We owe to the railways, as Andrew Martin’s hugely entertaining and informative book points out, the brief golden age of the English holiday with its grand hotels, sandcastles, illuminations and ice creams. And if those resorts are now in decline, melancholy shadows of their former splendour, this is not just the fault of cheap foreign travel: it is the closure of the railway stations and branch lines that once brought the throngs.
It would be hard to imagine a scene in modern Grimsby that resembles the one in 1860 when 8,000 children and teachers arrived at Grimsby station for “an immense Sunday School trip”. They walked down the beach to Cleethorpes accompanied by brass and fife bands. Naturally (easier to imagine), it poured with rain.
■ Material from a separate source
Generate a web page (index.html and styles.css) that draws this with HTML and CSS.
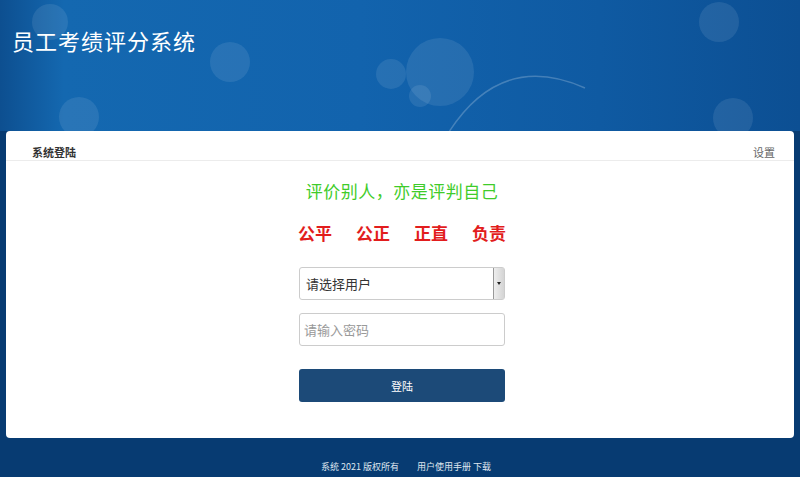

So embedded in popular culture were seaside trains that they had their own nicknames. The Canterbury and Whitstable was known as the “Crab and Winkle” line. There is nothing left now but some handsome gates in Whitstable. Blackpool central station is now a car and coach park. As Martin points out, cars bring visitors but they don’t stay the night. So the great family hotels on the fronts get seedier and less inviting.
The book, beautifully and amusingly written and prodigiously well-informed, is part travelogue and part history. Martin enjoys the whimsical fantasies of English seaside arcana — and it was the railways which spawned the crazy golf courses, the lidos and aquariums, the end-of-pier, what-the-butler-saw diversions; and although railways didn’t invent adultery, they greatly facilitated it.
It is the perfect book to accompany an old-fashioned railway excursion to the coast — though nowadays you’ll probably have to change trains somewhere inconvenient.